In her own electorate of Hume – a division in NSW’s south-east – Ms Dona remains concerned about what she says is a lack of community consultation and citizen-centric processes.

“This has largely impacted my electorate overtime and is the reason that our constituents are frustrated,” she said.

“Being a human rights advisor, one thing that we have to understand, especially those in the legal profession, is that our constitution has implied and expressed rights. However, it is essentially up to legislation to protect and enforce the rights and freedoms of our citizens. Therefore, it is important that we elect the right people into Parliament and hold them to account the moment rights are being compromised.”

Ms Dona ran on a platform of “honest, open and transparent politics”, through which she aimed to “restore a moral compass into politics”. She stood as a fully self-funded independent, she added, so as to ensure “that I withstand any form of bias attached with donations, and have not assigned any preferences to anyone else”.

She was also, she went on, the first person of colour to contest for the seat of Hume, proving that “one does not need to be a certain gender, race, age or from a certain level of education to walk in the halls of Parliament”, she proclaimed.

“I have set the precedent for progress in the Hume and I am confident that there will be more individuals who will come forward in response to diversity. To me, this is more than winning, this is about utilising this platform to highlight the issues in our electorate, and I will be enforcing our policies by knocking on the door of the incoming representative and holding them to account on behalf of our electorate,” she espoused.

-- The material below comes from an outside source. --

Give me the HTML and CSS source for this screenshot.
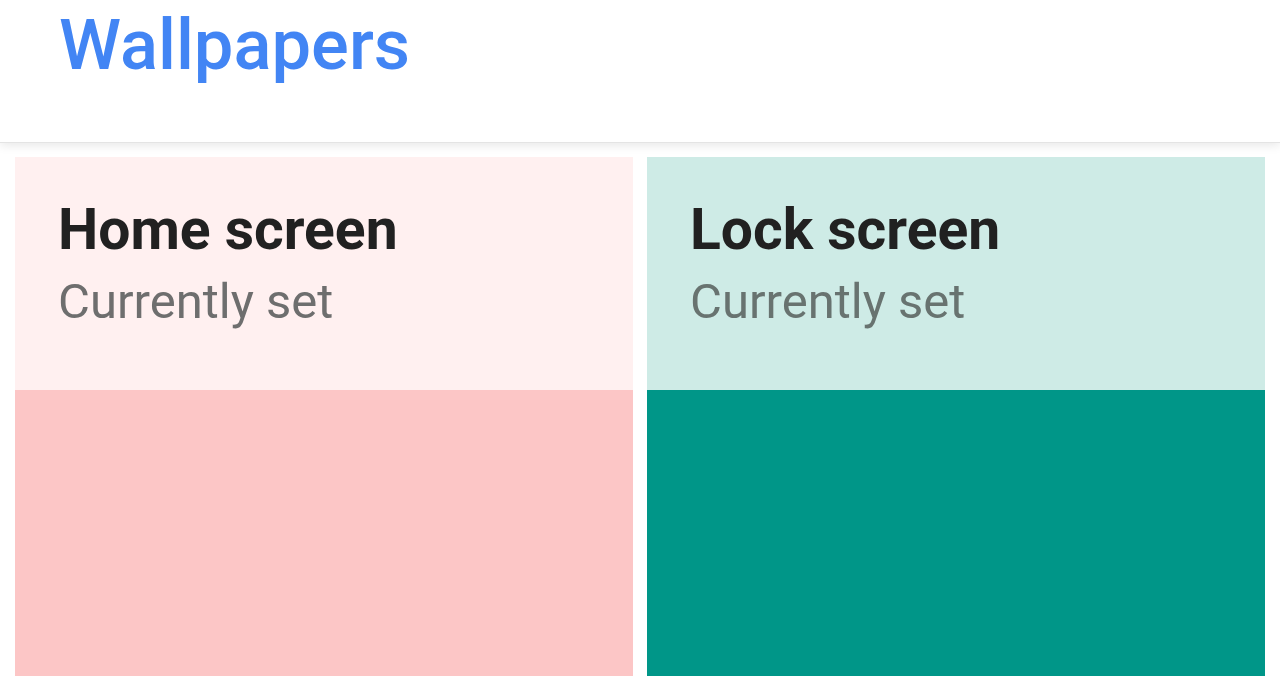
FILE: index.html
```html
<!DOCTYPE html>
<html>
<head>
<meta charset="utf-8">
<link rel="stylesheet" href="styles.css">
</head>
<body>
<header class="bar">
  <h1 class="title">Wallpapers</h1>
</header>
<main class="grid">
  <section class="card home">
    <div class="card-top">
      <h2 class="card-title">Home screen</h2>
      <p class="card-sub">Currently set</p>
    </div>
    <div class="card-preview"></div>
  </section>
  <section class="card lock">
    <div class="card-top">
      <h2 class="card-title">Lock screen</h2>
      <p class="card-sub">Currently set</p>
    </div>
    <div class="card-preview"></div>
  </section>
</main>
</body>
</html>
```
FILE: styles.css
```css
html, body {
  margin: 0;
  padding: 0;
  background: #ffffff;
  font-family: Roboto, "Noto Sans", sans-serif;
  overflow: hidden;
  height: 676px;
}
.bar {
  height: 143px;
  box-sizing: border-box;
  padding: 10px 0 0 59px;
  background: #ffffff;
  border-bottom: 1px solid #e4e4e4;
  box-shadow: 0 2px 10px rgba(0, 0, 0, 0.10);
  position: relative;
  z-index: 1;
}
.title {
  margin: 0;
  font-size: 70.5px;
  line-height: 1;
  font-weight: 500;
  color: #4285f4;
  letter-spacing: 0;
}
.grid {
  display: grid;
  grid-template-columns: 618px 618px;
  column-gap: 14px;
  padding: 14px 15px 0 15px;
}
.card-top {
  height: 233px;
  box-sizing: border-box;
  padding: 44px 0 0 43px;
}
.card-title {
  margin: 0;
  font-size: 57px;
  line-height: 1;
  font-weight: 700;
  color: #212121;
}
.card-sub {
  margin: 19px 0 0 0;
  font-size: 49px;
  line-height: 1;
  font-weight: 400;
  color: #6e6e6e;
}
.card-preview {
  height: 286px;
}
.home .card-top { background: #fff0f0; }
.home .card-preview { background: #fcc6c6; }
.lock .card-top { background: #ceebe6; }
.lock .card-preview { background: #009688; }
.lock .card-sub { color: #687370; }
```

“I am not blue. I am not red, and I am not green. I am Lilac. I am progress, honesty, transparency and justice.”

While Mr Taylor ultimately retained the seat, Ms Dona noted that the issues she is most focused on – including “greater respect and diversity in our Parliament; greater investment and reforms in the aged care and healthcare sector; a sustainable future without impacting the livelihood and job security of our citizens; and greater investment in infrastructure to maximise local economic growth and opportunities” – remain challenges that young lawyers across the country can and must look to address.

“I would highly advise young lawyers to walk into the profession with the passion to protect the rights and freedoms of citizens, because we are in desperate need of accountability in Parliament. But also, to use your profession and skills to be of service to the community,” she advised.

“As a lawyer (non-practicing), I believe there are two types of lawyers. There are lawyers that have walked into the profession for the materialistic benefits that it provides. The other is a lawyer that has walked into the profession to serve and protect the people.

“Choose who you want to be. We need a new generation of young lawyers with a moral compass as well.”